◆ Task instructions ◆
Transcribe everything in the data word for word. Pictures are left out.

◆ Stored data ◆
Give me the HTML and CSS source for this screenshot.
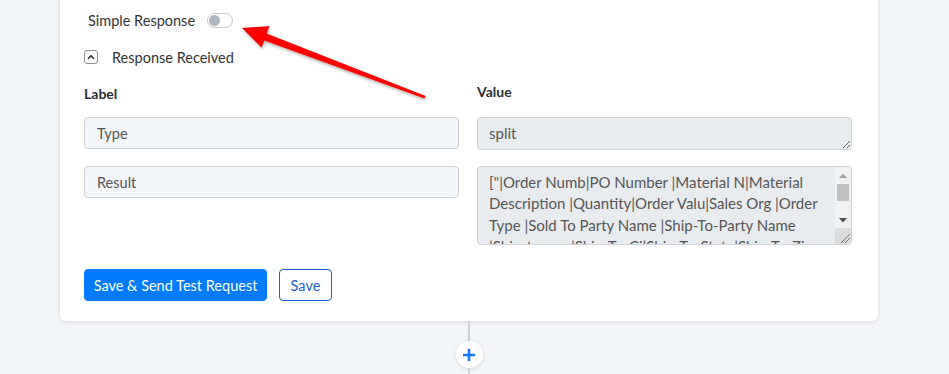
FILE: index.html
```html
<!DOCTYPE html>
<html>
<head>
<meta charset="utf-8">
<link rel="stylesheet" href="styles.css">
</head>
<body>
<div class="page">
  <div class="card">
    <div class="toggle-row">
      <span class="toggle-label">Simple Response</span>
      <span class="switch"><span class="knob"></span></span>
    </div>
    <div class="section-row">
      <span class="chev-box">
        <svg width="8" height="6" viewBox="0 0 8 6"><path d="M1 4.8 L4 1.8 L7 4.8" fill="none" stroke="#222" stroke-width="1.4"/></svg>
      </span>
      <span class="section-label">Response Received</span>
    </div>
    <div class="grid">
      <div class="head head-label">Label</div>
      <div class="head head-value">Value</div>
      <input class="field" type="text" value="Type" readonly>
      <textarea class="area area-small" readonly>split</textarea>
      <input class="field" type="text" value="Result" readonly>
      <div class="area-wrap">
        <textarea class="area area-big" readonly>["|Order Numb|PO Number |Material N|Material Description |Quantity|Order Valu|Sales Org |Order Type |Sold To Party Name |Ship-To-Party Name |Ship‑to‑par |Ship-To-Ci|Ship-To-State|Ship-To-Zip |Created On |Delivery Date |Status"]</textarea>
        <div class="sbar">
          <div class="sbar-btn">
            <svg width="8" height="5" viewBox="0 0 8 5"><path d="M0 5 L4 0.5 L8 5 Z" fill="#a3a3a3"/></svg>
          </div>
          <div class="sbar-track">
            <div class="sbar-thumb"></div>
          </div>
          <div class="sbar-btn">
            <svg width="8" height="5" viewBox="0 0 8 5"><path d="M0 0 L8 0 L4 4.5 Z" fill="#505050"/></svg>
          </div>
          <div class="sbar-corner">
            <svg width="10" height="10" viewBox="0 0 10 10"><path d="M1 10 L10 1 M5 10 L10 5" stroke="#777" stroke-width="1"/></svg>
          </div>
        </div>
      </div>
    </div>
    <div class="actions">
      <button class="btn btn-primary">Save &amp; Send Test Request</button>
      <button class="btn btn-outline">Save</button>
    </div>
  </div>
  <div class="connector">
    <div class="line"></div>
    <div class="plus">
      <svg width="14" height="14" viewBox="0 0 14 14"><path d="M7 1 V13 M1 7 H13" stroke="#1677ff" stroke-width="2.6"/></svg>
    </div>
    <div class="line line-rest"></div>
  </div>
  <svg class="arrow" width="949" height="374" viewBox="0 0 949 374">
    <defs>
      <filter id="sh" x="-10%" y="-10%" width="130%" height="140%">
        <feDropShadow dx="1" dy="2" stdDeviation="1.5" flood-color="#000" flood-opacity="0.3"/>
      </filter>
    </defs>
    <polygon filter="url(#sh)" fill="#ff0000" points="242,28 269.5,26 266.6,33.5 425.6,96 424.4,98.5 264.2,40.5 261.5,47.5"/>
  </svg>
</div>
</body>
</html>
```
FILE: styles.css
```css
html, body {
  margin: 0;
  padding: 0;
}
body {
  background: #f2f5f8;
  font-family: Lato, "Open Sans", sans-serif;
  color: #333;
  width: 949px;
  height: 374px;
  overflow: hidden;
}
.page {
  position: relative;
  width: 949px;
  height: 374px;
  overflow: hidden;
}
.card {
  box-sizing: border-box;
  width: 818px;
  margin: -10px 0 0 60px;
  padding: 10px 26px 20px 24px;
  background: #fff;
  border-radius: 0 0 6px 6px;
  box-shadow: 0 1px 4px rgba(0, 0, 0, 0.12);
  display: flex;
  flex-direction: column;
}
.toggle-row {
  margin-top: 10px;
  height: 20px;
  display: flex;
  align-items: center;
  padding-left: 4px;
  gap: 12px;
}
.toggle-label {
  font-size: 14.5px;
  color: #333;
}
.switch {
  box-sizing: border-box;
  width: 26px;
  height: 15px;
  border: 1px solid #c3c7cc;
  border-radius: 8px;
  display: flex;
  align-items: center;
  padding-left: 1px;
  background: #fff;
}
.knob {
  width: 11px;
  height: 11px;
  border-radius: 50%;
  background: #adb5bd;
}
.section-row {
  margin-top: 17px;
  height: 20px;
  display: flex;
  align-items: center;
  gap: 14px;
}
.chev-box {
  box-sizing: border-box;
  width: 14px;
  height: 14px;
  border: 1px solid #8a9096;
  border-radius: 3px;
  display: flex;
  align-items: center;
  justify-content: center;
}
.section-label {
  font-size: 14.5px;
  color: #333;
}
.grid {
  margin-top: 18px;
  display: grid;
  grid-template-columns: 375px 375px;
  column-gap: 18px;
  row-gap: 16px;
  align-items: start;
}
.head {
  font-size: 14px;
  font-weight: 700;
  color: #2b2f36;
  height: 18px;
  line-height: 18px;
  margin-bottom: -2px;
}
.head-value {
  margin-top: -2px;
}
.field {
  box-sizing: border-box;
  width: 375px;
  height: 32px;
  margin: 0;
  padding: 0 12px;
  border: 1px solid #cfd4da;
  border-radius: 4px;
  background: #f3f6f9;
  font-family: Lato, "Open Sans", sans-serif;
  font-size: 14.5px;
  color: #555;
  outline: none;
}
.area {
  box-sizing: border-box;
  width: 375px;
  margin: 0;
  padding: 5px 11px;
  border: 1px solid #cfd4da;
  border-radius: 4px;
  background: #e9ecef;
  font-family: Lato, "Open Sans", sans-serif;
  font-size: 15px;
  line-height: 21.3px;
  color: #555;
  outline: none;
  resize: vertical;
  display: block;
}
.area-small {
  height: 33px;
  overflow: hidden;
}
.area-wrap {
  position: relative;
  width: 375px;
  height: 79px;
}
.area-big {
  height: 79px;
  overflow: hidden;
  resize: none;
  padding-right: 26px;
}
.sbar {
  position: absolute;
  top: 1px;
  right: 1px;
  bottom: 1px;
  width: 16px;
  display: flex;
  flex-direction: column;
  background: #f1f1f1;
  border-radius: 0 3px 3px 0;
  overflow: hidden;
}
.sbar-btn {
  height: 16px;
  display: flex;
  align-items: center;
  justify-content: center;
  flex: none;
}
.sbar-track {
  height: 28px;
  flex: none;
  padding: 1px 2px 0 2px;
}
.sbar-thumb {
  height: 17px;
  background: #c1c1c1;
}
.sbar-corner {
  flex: 1;
  background: #dcdcdc;
  display: flex;
  align-items: flex-end;
  justify-content: flex-end;
  padding: 0 1px 1px 0;
}
.actions {
  margin-top: 24px;
  display: flex;
  gap: 12px;
}
.btn {
  box-sizing: border-box;
  height: 32px;
  border-radius: 4px;
  font-family: Lato, "Open Sans", sans-serif;
  font-size: 14.5px;
  padding: 0;
  white-space: nowrap;
  cursor: pointer;
}
.btn-primary {
  width: 183px;
  background: #007bff;
  border: 1px solid #007bff;
  color: #fff;
}
.btn-outline {
  width: 53px;
  background: #fff;
  border: 1px solid #1f5fc4;
  color: #1f5fc4;
}
.connector {
  width: 818px;
  margin-left: 60px;
  display: flex;
  flex-direction: column;
  align-items: center;
}
.line {
  width: 2px;
  height: 20px;
  background: #cdd1d6;
}
.line-rest {
  height: 6px;
}
.plus {
  width: 27px;
  height: 27px;
  border-radius: 50%;
  background: #fff;
  box-shadow: 0 1px 4px rgba(0, 0, 0, 0.12);
  display: flex;
  align-items: center;
  justify-content: center;
}
.arrow {
  position: absolute;
  left: 0;
  top: 0;
  pointer-events: none;
}
```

◆ Full output ◆
Give me the HTML and CSS source for this screenshot.
FILE: index.html
```html
<!DOCTYPE html>
<html>
<head>
<meta charset="utf-8">
<link rel="stylesheet" href="styles.css">
</head>
<body>
<div class="page">
  <div class="card">
    <div class="toggle-row">
      <span class="toggle-label">Simple Response</span>
      <span class="switch"><span class="knob"></span></span>
    </div>
    <div class="section-row">
      <span class="chev-box">
        <svg width="8" height="6" viewBox="0 0 8 6"><path d="M1 4.8 L4 1.8 L7 4.8" fill="none" stroke="#222" stroke-width="1.4"/></svg>
      </span>
      <span class="section-label">Response Received</span>
    </div>
    <div class="grid">
      <div class="head head-label">Label</div>
      <div class="head head-value">Value</div>
      <input class="field" type="text" value="Type" readonly>
      <textarea class="area area-small" readonly>split</textarea>
      <input class="field" type="text" value="Result" readonly>
      <div class="area-wrap">
        <textarea class="area area-big" readonly>["|Order Numb|PO Number |Material N|Material Description |Quantity|Order Valu|Sales Org |Order Type |Sold To Party Name |Ship-To-Party Name |Ship‑to‑par |Ship-To-Ci|Ship-To-State|Ship-To-Zip |Created On |Delivery Date |Status"]</textarea>
        <div class="sbar">
          <div class="sbar-btn">
            <svg width="8" height="5" viewBox="0 0 8 5"><path d="M0 5 L4 0.5 L8 5 Z" fill="#a3a3a3"/></svg>
          </div>
          <div class="sbar-track">
            <div class="sbar-thumb"></div>
          </div>
          <div class="sbar-btn">
            <svg width="8" height="5" viewBox="0 0 8 5"><path d="M0 0 L8 0 L4 4.5 Z" fill="#505050"/></svg>
          </div>
          <div class="sbar-corner">
            <svg width="10" height="10" viewBox="0 0 10 10"><path d="M1 10 L10 1 M5 10 L10 5" stroke="#777" stroke-width="1"/></svg>
          </div>
        </div>
      </div>
    </div>
    <div class="actions">
      <button class="btn btn-primary">Save &amp; Send Test Request</button>
      <button class="btn btn-outline">Save</button>
    </div>
  </div>
  <div class="connector">
    <div class="line"></div>
    <div class="plus">
      <svg width="14" height="14" viewBox="0 0 14 14"><path d="M7 1 V13 M1 7 H13" stroke="#1677ff" stroke-width="2.6"/></svg>
    </div>
    <div class="line line-rest"></div>
  </div>
  <svg class="arrow" width="949" height="374" viewBox="0 0 949 374">
    <defs>
      <filter id="sh" x="-10%" y="-10%" width="130%" height="140%">
        <feDropShadow dx="1" dy="2" stdDeviation="1.5" flood-color="#000" flood-opacity="0.3"/>
      </filter>
    </defs>
    <polygon filter="url(#sh)" fill="#ff0000" points="242,28 269.5,26 266.6,33.5 425.6,96 424.4,98.5 264.2,40.5 261.5,47.5"/>
  </svg>
</div>
</body>
</html>
```
FILE: styles.css
```css
html, body {
  margin: 0;
  padding: 0;
}
body {
  background: #f2f5f8;
  font-family: Lato, "Open Sans", sans-serif;
  color: #333;
  width: 949px;
  height: 374px;
  overflow: hidden;
}
.page {
  position: relative;
  width: 949px;
  height: 374px;
  overflow: hidden;
}
.card {
  box-sizing: border-box;
  width: 818px;
  margin: -10px 0 0 60px;
  padding: 10px 26px 20px 24px;
  background: #fff;
  border-radius: 0 0 6px 6px;
  box-shadow: 0 1px 4px rgba(0, 0, 0, 0.12);
  display: flex;
  flex-direction: column;
}
.toggle-row {
  margin-top: 10px;
  height: 20px;
  display: flex;
  align-items: center;
  padding-left: 4px;
  gap: 12px;
}
.toggle-label {
  font-size: 14.5px;
  color: #333;
}
.switch {
  box-sizing: border-box;
  width: 26px;
  height: 15px;
  border: 1px solid #c3c7cc;
  border-radius: 8px;
  display: flex;
  align-items: center;
  padding-left: 1px;
  background: #fff;
}
.knob {
  width: 11px;
  height: 11px;
  border-radius: 50%;
  background: #adb5bd;
}
.section-row {
  margin-top: 17px;
  height: 20px;
  display: flex;
  align-items: center;
  gap: 14px;
}
.chev-box {
  box-sizing: border-box;
  width: 14px;
  height: 14px;
  border: 1px solid #8a9096;
  border-radius: 3px;
  display: flex;
  align-items: center;
  justify-content: center;
}
.section-label {
  font-size: 14.5px;
  color: #333;
}
.grid {
  margin-top: 18px;
  display: grid;
  grid-template-columns: 375px 375px;
  column-gap: 18px;
  row-gap: 16px;
  align-items: start;
}
.head {
  font-size: 14px;
  font-weight: 700;
  color: #2b2f36;
  height: 18px;
  line-height: 18px;
  margin-bottom: -2px;
}
.head-value {
  margin-top: -2px;
}
.field {
  box-sizing: border-box;
  width: 375px;
  height: 32px;
  margin: 0;
  padding: 0 12px;
  border: 1px solid #cfd4da;
  border-radius: 4px;
  background: #f3f6f9;
  font-family: Lato, "Open Sans", sans-serif;
  font-size: 14.5px;
  color: #555;
  outline: none;
}
.area {
  box-sizing: border-box;
  width: 375px;
  margin: 0;
  padding: 5px 11px;
  border: 1px solid #cfd4da;
  border-radius: 4px;
  background: #e9ecef;
  font-family: Lato, "Open Sans", sans-serif;
  font-size: 15px;
  line-height: 21.3px;
  color: #555;
  outline: none;
  resize: vertical;
  display: block;
}
.area-small {
  height: 33px;
  overflow: hidden;
}
.area-wrap {
  position: relative;
  width: 375px;
  height: 79px;
}
.area-big {
  height: 79px;
  overflow: hidden;
  resize: none;
  padding-right: 26px;
}
.sbar {
  position: absolute;
  top: 1px;
  right: 1px;
  bottom: 1px;
  width: 16px;
  display: flex;
  flex-direction: column;
  background: #f1f1f1;
  border-radius: 0 3px 3px 0;
  overflow: hidden;
}
.sbar-btn {
  height: 16px;
  display: flex;
  align-items: center;
  justify-content: center;
  flex: none;
}
.sbar-track {
  height: 28px;
  flex: none;
  padding: 1px 2px 0 2px;
}
.sbar-thumb {
  height: 17px;
  background: #c1c1c1;
}
.sbar-corner {
  flex: 1;
  background: #dcdcdc;
  display: flex;
  align-items: flex-end;
  justify-content: flex-end;
  padding: 0 1px 1px 0;
}
.actions {
  margin-top: 24px;
  display: flex;
  gap: 12px;
}
.btn {
  box-sizing: border-box;
  height: 32px;
  border-radius: 4px;
  font-family: Lato, "Open Sans", sans-serif;
  font-size: 14.5px;
  padding: 0;
  white-space: nowrap;
  cursor: pointer;
}
.btn-primary {
  width: 183px;
  background: #007bff;
  border: 1px solid #007bff;
  color: #fff;
}
.btn-outline {
  width: 53px;
  background: #fff;
  border: 1px solid #1f5fc4;
  color: #1f5fc4;
}
.connector {
  width: 818px;
  margin-left: 60px;
  display: flex;
  flex-direction: column;
  align-items: center;
}
.line {
  width: 2px;
  height: 20px;
  background: #cdd1d6;
}
.line-rest {
  height: 6px;
}
.plus {
  width: 27px;
  height: 27px;
  border-radius: 50%;
  background: #fff;
  box-shadow: 0 1px 4px rgba(0, 0, 0, 0.12);
  display: flex;
  align-items: center;
  justify-content: center;
}
.arrow {
  position: absolute;
  left: 0;
  top: 0;
  pointer-events: none;
}
```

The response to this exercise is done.